Identify the lines holding "this" and copy them.
** begin DATA SHOWN **
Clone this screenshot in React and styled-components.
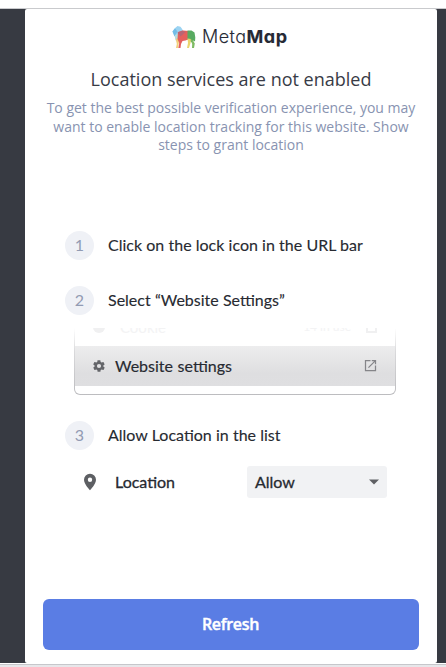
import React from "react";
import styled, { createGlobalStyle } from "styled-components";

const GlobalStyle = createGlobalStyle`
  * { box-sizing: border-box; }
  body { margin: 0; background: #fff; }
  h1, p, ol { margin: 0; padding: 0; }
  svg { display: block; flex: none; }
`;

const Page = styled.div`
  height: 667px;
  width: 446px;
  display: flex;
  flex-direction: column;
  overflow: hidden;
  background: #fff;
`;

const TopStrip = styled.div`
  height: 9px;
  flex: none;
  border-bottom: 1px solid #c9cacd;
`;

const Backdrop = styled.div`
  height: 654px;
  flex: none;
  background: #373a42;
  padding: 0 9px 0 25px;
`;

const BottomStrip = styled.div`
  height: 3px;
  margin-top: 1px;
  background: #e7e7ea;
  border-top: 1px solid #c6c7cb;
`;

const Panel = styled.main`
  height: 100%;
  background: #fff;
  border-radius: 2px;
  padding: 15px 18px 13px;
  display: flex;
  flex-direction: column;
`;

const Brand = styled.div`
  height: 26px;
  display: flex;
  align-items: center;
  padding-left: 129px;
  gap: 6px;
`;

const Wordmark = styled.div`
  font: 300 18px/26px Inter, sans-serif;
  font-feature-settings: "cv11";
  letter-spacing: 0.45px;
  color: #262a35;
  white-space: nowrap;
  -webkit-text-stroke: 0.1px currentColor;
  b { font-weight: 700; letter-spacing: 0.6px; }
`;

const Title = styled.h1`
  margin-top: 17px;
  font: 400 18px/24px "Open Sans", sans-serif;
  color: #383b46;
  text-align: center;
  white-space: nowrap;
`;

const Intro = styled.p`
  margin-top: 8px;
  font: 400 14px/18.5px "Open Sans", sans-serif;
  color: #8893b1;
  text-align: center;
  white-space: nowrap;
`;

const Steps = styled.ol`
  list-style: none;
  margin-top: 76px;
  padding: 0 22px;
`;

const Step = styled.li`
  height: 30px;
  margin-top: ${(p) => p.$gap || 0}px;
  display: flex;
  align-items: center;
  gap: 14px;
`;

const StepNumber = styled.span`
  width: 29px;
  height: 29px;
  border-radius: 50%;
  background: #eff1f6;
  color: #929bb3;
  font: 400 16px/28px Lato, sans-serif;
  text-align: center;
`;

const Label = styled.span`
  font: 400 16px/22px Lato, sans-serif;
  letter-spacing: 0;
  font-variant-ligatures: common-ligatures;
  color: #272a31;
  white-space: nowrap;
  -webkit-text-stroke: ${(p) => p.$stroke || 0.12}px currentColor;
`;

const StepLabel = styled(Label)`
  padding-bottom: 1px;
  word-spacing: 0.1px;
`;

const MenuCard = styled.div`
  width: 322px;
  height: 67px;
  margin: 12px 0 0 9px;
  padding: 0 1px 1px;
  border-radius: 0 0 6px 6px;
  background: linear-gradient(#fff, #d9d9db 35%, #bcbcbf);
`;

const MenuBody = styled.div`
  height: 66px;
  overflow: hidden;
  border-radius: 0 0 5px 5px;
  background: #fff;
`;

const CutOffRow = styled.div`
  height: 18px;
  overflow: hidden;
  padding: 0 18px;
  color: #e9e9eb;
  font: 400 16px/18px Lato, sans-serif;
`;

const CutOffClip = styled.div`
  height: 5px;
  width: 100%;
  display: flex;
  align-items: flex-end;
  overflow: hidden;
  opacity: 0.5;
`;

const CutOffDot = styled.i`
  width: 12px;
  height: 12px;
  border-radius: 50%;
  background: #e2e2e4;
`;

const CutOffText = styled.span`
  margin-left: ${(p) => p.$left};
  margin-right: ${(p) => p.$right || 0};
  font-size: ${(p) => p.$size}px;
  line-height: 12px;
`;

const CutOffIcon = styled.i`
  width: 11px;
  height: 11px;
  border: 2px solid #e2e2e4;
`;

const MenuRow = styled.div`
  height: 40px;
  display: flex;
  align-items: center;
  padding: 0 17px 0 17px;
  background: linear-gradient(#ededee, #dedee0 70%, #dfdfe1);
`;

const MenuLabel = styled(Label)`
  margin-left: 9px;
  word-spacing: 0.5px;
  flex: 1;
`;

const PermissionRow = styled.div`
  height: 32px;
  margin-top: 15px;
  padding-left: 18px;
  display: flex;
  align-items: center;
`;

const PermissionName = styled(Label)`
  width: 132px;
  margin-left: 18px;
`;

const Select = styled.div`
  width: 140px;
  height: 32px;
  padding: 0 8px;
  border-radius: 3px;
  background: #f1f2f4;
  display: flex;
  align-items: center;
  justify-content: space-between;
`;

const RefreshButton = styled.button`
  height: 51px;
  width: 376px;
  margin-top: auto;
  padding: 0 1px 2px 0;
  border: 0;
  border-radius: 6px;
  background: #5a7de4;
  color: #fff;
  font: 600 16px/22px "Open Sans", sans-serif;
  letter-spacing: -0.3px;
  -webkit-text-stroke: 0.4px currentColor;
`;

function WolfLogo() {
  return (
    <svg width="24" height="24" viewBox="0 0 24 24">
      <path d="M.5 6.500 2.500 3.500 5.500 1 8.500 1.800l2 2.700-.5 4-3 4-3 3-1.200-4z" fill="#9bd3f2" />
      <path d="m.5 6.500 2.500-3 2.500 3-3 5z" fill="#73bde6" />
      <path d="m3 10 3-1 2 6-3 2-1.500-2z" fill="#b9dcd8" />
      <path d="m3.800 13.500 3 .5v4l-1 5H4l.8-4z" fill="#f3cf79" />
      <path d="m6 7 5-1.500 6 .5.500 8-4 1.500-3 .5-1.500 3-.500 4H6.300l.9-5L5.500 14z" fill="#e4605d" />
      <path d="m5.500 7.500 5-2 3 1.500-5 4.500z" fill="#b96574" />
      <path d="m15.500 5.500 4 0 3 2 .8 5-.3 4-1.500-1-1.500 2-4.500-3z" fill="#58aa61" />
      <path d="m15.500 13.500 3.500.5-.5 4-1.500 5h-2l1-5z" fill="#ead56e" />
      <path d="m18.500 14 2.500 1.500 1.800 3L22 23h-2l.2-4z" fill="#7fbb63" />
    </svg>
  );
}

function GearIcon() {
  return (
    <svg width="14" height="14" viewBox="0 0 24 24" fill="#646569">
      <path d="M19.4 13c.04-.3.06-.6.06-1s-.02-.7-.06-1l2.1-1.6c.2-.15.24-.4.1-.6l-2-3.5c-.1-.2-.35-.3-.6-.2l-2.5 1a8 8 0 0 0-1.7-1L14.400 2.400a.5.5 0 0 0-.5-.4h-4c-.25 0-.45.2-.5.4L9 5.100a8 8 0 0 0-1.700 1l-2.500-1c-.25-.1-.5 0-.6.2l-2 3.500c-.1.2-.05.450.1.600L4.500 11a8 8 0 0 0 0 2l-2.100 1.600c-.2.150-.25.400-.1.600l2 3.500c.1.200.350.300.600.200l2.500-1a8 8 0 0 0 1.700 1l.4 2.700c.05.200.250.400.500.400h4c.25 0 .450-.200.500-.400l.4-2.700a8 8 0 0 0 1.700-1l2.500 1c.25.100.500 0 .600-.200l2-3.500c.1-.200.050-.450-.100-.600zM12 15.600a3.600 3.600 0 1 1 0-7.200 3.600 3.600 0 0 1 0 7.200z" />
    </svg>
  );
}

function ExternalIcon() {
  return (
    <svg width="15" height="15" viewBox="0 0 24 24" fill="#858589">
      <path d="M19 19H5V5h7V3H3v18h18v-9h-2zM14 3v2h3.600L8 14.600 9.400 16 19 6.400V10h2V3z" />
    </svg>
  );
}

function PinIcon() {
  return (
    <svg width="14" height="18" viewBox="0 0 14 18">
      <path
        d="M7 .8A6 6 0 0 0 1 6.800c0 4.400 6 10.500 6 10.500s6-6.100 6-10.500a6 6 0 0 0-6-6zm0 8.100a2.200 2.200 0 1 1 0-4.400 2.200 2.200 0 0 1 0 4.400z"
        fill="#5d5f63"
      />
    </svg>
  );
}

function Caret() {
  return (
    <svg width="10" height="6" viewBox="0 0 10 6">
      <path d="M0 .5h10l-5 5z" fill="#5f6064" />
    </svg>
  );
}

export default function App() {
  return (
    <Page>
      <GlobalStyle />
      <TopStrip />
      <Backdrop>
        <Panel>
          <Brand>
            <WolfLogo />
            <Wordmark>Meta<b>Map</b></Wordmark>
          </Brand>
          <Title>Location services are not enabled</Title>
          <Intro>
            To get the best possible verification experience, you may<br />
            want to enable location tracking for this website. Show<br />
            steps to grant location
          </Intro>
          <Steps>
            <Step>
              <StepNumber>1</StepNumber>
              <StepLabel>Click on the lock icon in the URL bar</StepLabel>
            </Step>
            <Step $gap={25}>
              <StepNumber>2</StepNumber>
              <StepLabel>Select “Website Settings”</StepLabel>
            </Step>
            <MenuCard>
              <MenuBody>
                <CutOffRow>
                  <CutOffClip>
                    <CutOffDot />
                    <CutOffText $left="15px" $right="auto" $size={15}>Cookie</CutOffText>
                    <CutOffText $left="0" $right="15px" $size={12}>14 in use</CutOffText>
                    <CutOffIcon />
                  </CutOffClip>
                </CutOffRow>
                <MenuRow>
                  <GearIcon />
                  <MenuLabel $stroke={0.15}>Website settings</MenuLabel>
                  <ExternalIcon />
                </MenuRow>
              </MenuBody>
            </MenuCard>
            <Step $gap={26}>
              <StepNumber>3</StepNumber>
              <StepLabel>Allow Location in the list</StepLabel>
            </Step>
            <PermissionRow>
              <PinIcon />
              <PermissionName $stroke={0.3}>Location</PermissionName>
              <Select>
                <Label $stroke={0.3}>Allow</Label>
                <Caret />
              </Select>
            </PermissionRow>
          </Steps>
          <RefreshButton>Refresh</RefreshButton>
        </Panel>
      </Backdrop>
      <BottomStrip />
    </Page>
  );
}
** end DATA SHOWN **
** begin DATA SHOWN **
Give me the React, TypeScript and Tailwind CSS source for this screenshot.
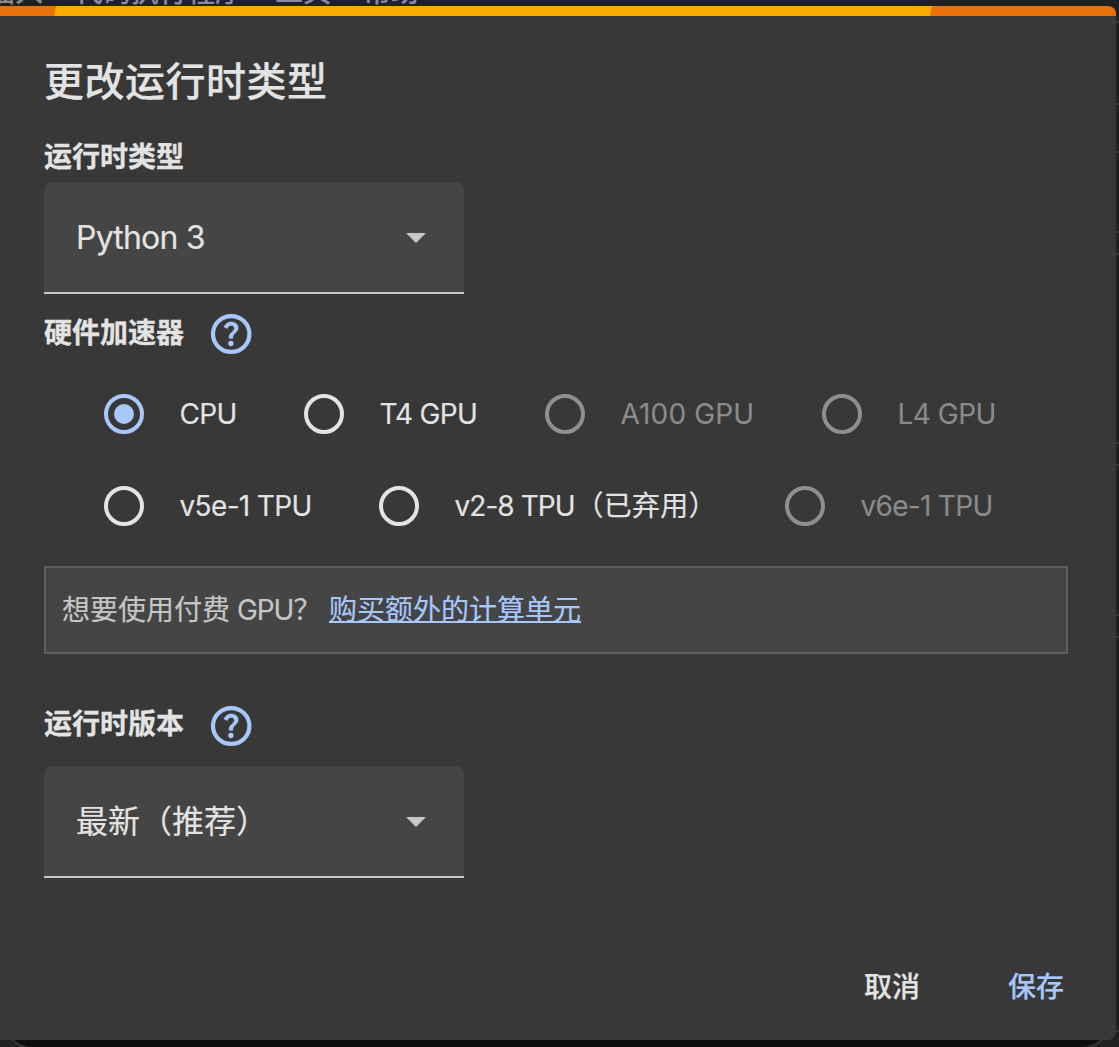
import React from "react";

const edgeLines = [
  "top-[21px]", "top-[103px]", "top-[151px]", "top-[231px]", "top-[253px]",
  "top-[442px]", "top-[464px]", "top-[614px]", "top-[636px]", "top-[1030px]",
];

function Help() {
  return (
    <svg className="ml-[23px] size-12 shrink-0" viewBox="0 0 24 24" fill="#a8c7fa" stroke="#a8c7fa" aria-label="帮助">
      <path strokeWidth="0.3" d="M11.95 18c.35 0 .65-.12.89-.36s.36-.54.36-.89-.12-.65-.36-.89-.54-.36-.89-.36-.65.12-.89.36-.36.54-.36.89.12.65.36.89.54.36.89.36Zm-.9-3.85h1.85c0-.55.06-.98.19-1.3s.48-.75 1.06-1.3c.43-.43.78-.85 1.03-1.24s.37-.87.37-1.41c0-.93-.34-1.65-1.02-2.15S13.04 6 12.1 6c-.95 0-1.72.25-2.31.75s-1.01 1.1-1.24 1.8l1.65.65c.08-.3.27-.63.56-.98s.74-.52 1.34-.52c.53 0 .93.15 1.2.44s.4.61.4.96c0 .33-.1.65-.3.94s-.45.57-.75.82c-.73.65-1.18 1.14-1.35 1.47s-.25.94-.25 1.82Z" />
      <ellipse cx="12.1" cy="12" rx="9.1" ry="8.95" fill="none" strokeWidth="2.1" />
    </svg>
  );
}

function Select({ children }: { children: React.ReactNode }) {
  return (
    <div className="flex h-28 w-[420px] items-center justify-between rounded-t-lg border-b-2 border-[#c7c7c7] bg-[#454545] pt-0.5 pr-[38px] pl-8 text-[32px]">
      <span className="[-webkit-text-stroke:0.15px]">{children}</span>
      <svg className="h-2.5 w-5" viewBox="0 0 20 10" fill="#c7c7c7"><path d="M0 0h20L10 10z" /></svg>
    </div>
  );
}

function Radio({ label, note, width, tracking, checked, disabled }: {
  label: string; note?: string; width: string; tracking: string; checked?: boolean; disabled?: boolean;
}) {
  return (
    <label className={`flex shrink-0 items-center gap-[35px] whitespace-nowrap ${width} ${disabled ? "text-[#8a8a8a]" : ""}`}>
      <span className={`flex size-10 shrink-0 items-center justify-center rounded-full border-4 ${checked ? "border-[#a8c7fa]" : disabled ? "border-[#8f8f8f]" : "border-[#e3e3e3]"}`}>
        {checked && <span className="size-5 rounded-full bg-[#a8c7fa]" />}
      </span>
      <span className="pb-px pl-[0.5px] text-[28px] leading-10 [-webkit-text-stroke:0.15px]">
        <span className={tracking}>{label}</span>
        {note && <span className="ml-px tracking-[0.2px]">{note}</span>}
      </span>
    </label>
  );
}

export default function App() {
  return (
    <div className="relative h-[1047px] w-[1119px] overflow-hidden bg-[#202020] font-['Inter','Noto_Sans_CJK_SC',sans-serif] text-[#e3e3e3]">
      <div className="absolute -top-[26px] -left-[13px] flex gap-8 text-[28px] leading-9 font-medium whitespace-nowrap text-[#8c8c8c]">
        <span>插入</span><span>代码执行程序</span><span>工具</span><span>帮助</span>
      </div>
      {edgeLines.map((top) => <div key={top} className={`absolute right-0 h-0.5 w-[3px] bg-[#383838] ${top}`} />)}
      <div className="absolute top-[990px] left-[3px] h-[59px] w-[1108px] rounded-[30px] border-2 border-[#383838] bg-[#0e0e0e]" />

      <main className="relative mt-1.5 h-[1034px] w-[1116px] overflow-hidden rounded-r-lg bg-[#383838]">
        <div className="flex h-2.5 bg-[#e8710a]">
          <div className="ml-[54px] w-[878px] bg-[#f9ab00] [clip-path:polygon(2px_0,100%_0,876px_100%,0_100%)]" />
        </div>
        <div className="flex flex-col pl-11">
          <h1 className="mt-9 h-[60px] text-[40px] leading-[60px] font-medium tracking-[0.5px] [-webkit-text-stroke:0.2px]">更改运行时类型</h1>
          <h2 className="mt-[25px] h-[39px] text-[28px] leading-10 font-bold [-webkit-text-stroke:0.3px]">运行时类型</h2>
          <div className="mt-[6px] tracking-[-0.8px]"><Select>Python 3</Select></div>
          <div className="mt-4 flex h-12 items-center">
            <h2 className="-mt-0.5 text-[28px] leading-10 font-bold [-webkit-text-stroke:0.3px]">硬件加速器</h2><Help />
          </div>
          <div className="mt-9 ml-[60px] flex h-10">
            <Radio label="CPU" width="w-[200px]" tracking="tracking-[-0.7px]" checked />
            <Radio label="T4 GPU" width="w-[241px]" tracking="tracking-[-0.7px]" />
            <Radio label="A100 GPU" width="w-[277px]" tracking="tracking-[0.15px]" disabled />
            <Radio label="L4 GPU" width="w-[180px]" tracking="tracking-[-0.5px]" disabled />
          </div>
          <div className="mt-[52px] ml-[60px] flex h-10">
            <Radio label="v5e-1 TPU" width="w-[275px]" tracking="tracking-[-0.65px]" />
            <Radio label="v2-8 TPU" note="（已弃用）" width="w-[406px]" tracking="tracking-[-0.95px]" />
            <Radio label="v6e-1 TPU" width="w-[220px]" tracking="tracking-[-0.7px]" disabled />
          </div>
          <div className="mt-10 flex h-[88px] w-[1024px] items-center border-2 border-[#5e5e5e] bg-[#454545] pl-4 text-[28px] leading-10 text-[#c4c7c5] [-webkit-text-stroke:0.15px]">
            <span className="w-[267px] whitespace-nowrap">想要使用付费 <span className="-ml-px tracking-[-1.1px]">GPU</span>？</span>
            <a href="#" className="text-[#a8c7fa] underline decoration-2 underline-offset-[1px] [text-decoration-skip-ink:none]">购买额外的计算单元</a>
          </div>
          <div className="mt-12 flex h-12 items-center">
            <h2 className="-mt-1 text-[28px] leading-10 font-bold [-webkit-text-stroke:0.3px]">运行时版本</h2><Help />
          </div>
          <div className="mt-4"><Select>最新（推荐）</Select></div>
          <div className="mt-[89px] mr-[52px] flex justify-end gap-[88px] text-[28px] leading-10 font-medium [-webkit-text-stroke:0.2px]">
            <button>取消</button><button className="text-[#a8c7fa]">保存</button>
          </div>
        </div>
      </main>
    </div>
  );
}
** end DATA SHOWN **
FINAL RESULT.
Clone this screenshot in React and styled-components.
            want to enable location tracking for this website. Show<br />
Give me the React, TypeScript and Tailwind CSS source for this screenshot.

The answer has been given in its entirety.